Most of the code is not needed and shouldn't be linked into a client library but some subsystems do not have interfaces abstract enough to attain the goal. Besides the evident issue in loading in tons of unnecessary code in a client application there are also confinement and security issues that derive from this situation. Client libraries often end up trying, unconditionally, to access server side code and even server side databases like sercrets.tdb/ldb and samdb. As an example, this makes writing confinement policies quite difficult on systems with MAC based security. It also raises quite some questions about the ability to control and confine code that needs to be run as client from the root user.
This situation is solvable, by changing APIs, and cutting dependencies where possible, or making them opaque so that the dependency is not formed at link time but rather at run time by passing in callbacks or vtables.

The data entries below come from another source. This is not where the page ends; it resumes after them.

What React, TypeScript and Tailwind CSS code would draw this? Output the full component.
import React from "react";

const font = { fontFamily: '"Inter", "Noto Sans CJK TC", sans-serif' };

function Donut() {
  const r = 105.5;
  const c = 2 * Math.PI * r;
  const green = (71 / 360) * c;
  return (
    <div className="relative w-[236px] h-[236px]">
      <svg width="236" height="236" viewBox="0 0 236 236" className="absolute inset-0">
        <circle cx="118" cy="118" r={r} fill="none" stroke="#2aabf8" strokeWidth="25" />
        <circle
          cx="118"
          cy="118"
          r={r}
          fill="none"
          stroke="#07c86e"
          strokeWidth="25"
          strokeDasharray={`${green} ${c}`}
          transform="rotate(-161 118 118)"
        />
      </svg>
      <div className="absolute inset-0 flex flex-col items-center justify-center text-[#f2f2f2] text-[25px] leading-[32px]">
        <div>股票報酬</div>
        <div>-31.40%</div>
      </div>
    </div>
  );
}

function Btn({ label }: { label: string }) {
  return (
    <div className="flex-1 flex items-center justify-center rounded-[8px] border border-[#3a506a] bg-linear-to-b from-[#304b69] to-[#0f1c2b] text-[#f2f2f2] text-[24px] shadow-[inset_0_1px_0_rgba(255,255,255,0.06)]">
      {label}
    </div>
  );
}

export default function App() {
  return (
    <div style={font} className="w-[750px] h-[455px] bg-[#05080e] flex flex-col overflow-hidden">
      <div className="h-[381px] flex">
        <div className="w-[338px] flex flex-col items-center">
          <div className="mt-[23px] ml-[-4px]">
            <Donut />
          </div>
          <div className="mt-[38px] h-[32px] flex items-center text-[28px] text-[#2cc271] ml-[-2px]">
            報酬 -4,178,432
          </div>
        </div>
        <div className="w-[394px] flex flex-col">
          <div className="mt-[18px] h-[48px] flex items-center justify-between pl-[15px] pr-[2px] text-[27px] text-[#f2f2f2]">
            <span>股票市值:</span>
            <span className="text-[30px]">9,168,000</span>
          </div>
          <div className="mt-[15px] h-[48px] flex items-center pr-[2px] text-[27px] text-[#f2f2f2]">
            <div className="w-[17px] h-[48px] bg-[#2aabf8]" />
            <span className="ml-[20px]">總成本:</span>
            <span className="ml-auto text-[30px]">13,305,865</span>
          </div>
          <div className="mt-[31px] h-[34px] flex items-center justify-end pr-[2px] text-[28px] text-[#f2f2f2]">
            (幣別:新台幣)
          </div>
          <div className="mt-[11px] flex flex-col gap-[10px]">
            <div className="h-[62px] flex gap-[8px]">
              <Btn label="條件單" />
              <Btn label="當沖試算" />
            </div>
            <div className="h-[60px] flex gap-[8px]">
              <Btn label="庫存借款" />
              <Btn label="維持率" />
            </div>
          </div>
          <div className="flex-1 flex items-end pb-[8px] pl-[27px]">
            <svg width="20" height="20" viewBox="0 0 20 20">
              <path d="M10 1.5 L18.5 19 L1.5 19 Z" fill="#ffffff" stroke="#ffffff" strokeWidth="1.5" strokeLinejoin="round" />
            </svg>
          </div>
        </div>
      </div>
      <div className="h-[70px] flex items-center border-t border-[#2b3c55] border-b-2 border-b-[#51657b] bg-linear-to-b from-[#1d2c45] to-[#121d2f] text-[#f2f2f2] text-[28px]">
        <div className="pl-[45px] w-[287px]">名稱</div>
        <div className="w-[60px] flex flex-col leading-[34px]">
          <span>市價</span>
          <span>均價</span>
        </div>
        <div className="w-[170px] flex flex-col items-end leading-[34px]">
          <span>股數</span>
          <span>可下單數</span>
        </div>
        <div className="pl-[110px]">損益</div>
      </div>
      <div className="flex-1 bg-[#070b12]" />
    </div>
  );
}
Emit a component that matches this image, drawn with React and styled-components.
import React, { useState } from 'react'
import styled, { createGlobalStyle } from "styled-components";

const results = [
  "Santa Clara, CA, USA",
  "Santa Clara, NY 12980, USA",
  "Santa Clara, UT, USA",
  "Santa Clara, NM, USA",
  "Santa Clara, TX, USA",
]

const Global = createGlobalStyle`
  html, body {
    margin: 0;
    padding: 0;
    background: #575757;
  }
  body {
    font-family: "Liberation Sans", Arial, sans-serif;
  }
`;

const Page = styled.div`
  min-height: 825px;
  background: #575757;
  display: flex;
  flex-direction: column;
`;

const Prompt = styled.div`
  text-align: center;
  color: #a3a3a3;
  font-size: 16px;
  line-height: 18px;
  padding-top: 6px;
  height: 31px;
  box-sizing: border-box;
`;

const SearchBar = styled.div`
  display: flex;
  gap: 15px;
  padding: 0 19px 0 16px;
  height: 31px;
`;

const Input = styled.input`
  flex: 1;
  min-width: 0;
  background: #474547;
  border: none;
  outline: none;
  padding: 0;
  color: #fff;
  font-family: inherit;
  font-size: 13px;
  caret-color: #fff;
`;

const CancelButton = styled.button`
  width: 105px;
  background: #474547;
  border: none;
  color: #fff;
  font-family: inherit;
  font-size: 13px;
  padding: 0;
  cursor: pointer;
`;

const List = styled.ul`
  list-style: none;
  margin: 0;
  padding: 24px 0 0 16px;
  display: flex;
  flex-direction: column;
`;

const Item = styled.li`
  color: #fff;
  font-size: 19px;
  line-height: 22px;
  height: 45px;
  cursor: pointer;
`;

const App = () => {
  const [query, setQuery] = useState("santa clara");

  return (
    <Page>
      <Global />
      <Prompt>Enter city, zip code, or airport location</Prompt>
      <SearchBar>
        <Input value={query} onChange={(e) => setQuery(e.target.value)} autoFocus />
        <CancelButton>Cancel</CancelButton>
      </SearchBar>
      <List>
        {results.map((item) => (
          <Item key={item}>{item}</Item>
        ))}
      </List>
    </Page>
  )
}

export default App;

Resolving code in source4/libcli/resolve currently relies on Heimdal's libroken library. libroken provides a simple wrapper on top of libresolv to query DNS and source4/libcli/resolve implements asynchronous version of it by using composite API and forking out a child to do resolution. In the merged build we have *three* different DNS resolving libraries in use and unifying them would make sense from a general perspective, not only for the purpose of the MIT build.
Simo has started resolve refactoring in his tree  but quickly hit rk_dns_lookup() use. rk_dns_lookup() implements simple lookup of A or AAAA type queries against system-provided resolver. This code can be rewritten directly with the use of res_search() or dns_search() without relying on libroken. In fact, it is reasonable to extend existing lib/addns/ library to allow using system-provided resolver. To do so one needs to implement support in dns_open_connection() for NULL nameserver and then treat that case properly in dns_transaction() code by using existing system resolver instead of directly talking to the name server. This way we can keep same resolving interface.